**Problem:** Copy all of the material word for word, except for the pictures.

**Raw data:**
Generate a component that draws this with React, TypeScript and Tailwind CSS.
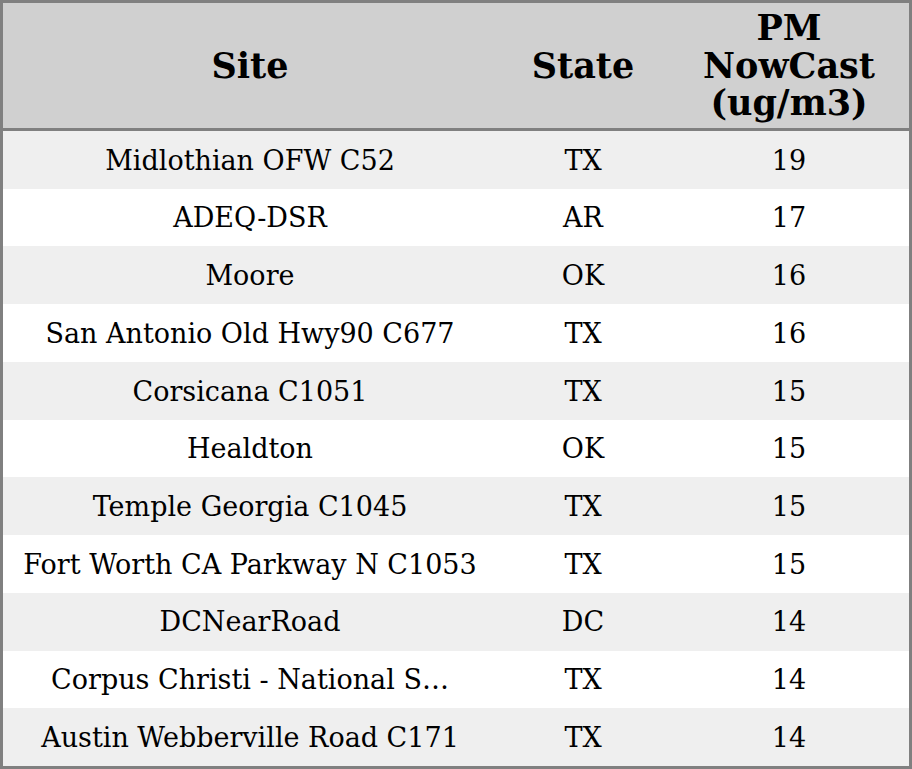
const rows = [
  { site: "Midlothian OFW C52", state: "TX", pm: 19 },
  { site: "ADEQ-DSR", state: "AR", pm: 17 },
  { site: "Moore", state: "OK", pm: 16 },
  { site: "San Antonio Old Hwy90 C677", state: "TX", pm: 16 },
  { site: "Corsicana C1051", state: "TX", pm: 15 },
  { site: "Healdton", state: "OK", pm: 15 },
  { site: "Temple Georgia C1045", state: "TX", pm: 15 },
  { site: "Fort Worth CA Parkway N C1053", state: "TX", pm: 15 },
  { site: "DCNearRoad", state: "DC", pm: 14 },
  { site: "Corpus Christi - National S…", state: "TX", pm: 14 },
  { site: "Austin Webberville Road C171", state: "TX", pm: 14 },
];

export default function App() {
  return (
    <div className="w-[912px] h-[769px] bg-white font-['DejaVu_Serif',serif] text-black">
      <div className="flex flex-col h-full border-[3px] border-[#808080]">
        {/* Header */}
        <div className="grid grid-cols-[494px_172px_240px] h-[128px] bg-[#d0d0d0] border-b-[3px] border-[#808080] font-bold text-[35px] leading-[37.5px] text-center">
          <div className="flex items-center justify-center">Site</div>
          <div className="flex items-center justify-center">State</div>
          <div className="flex items-center justify-center">
            PM
            <br />
            NowCast
            <br />
            (ug/m3)
          </div>
        </div>

        {/* Rows */}
        <div className="flex-1 grid grid-rows-11 text-[27px] text-center">
          {rows.map((r, i) => (
            <div
              key={i}
              className={`grid grid-cols-[494px_172px_240px] items-center pt-[2px] ${i % 2 === 0 ? "bg-[#efefef]" : "bg-white"}`}
            >
              <div className="whitespace-nowrap">{r.site}</div>
              <div>{r.state}</div>
              <div>{r.pm}</div>
            </div>
          ))}
        </div>
      </div>
    </div>
  );
}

**Solution to this exercise:**
Generate a component that draws this with React, TypeScript and Tailwind CSS.
const rows = [
  { site: "Midlothian OFW C52", state: "TX", pm: 19 },
  { site: "ADEQ-DSR", state: "AR", pm: 17 },
  { site: "Moore", state: "OK", pm: 16 },
  { site: "San Antonio Old Hwy90 C677", state: "TX", pm: 16 },
  { site: "Corsicana C1051", state: "TX", pm: 15 },
  { site: "Healdton", state: "OK", pm: 15 },
  { site: "Temple Georgia C1045", state: "TX", pm: 15 },
  { site: "Fort Worth CA Parkway N C1053", state: "TX", pm: 15 },
  { site: "DCNearRoad", state: "DC", pm: 14 },
  { site: "Corpus Christi - National S…", state: "TX", pm: 14 },
  { site: "Austin Webberville Road C171", state: "TX", pm: 14 },
];

export default function App() {
  return (
    <div className="w-[912px] h-[769px] bg-white font-['DejaVu_Serif',serif] text-black">
      <div className="flex flex-col h-full border-[3px] border-[#808080]">
        {/* Header */}
        <div className="grid grid-cols-[494px_172px_240px] h-[128px] bg-[#d0d0d0] border-b-[3px] border-[#808080] font-bold text-[35px] leading-[37.5px] text-center">
          <div className="flex items-center justify-center">Site</div>
          <div className="flex items-center justify-center">State</div>
          <div className="flex items-center justify-center">
            PM
            <br />
            NowCast
            <br />
            (ug/m3)
          </div>
        </div>

        {/* Rows */}
        <div className="flex-1 grid grid-rows-11 text-[27px] text-center">
          {rows.map((r, i) => (
            <div
              key={i}
              className={`grid grid-cols-[494px_172px_240px] items-center pt-[2px] ${i % 2 === 0 ? "bg-[#efefef]" : "bg-white"}`}
            >
              <div className="whitespace-nowrap">{r.site}</div>
              <div>{r.state}</div>
              <div>{r.pm}</div>
            </div>
          ))}
        </div>
      </div>
    </div>
  );
}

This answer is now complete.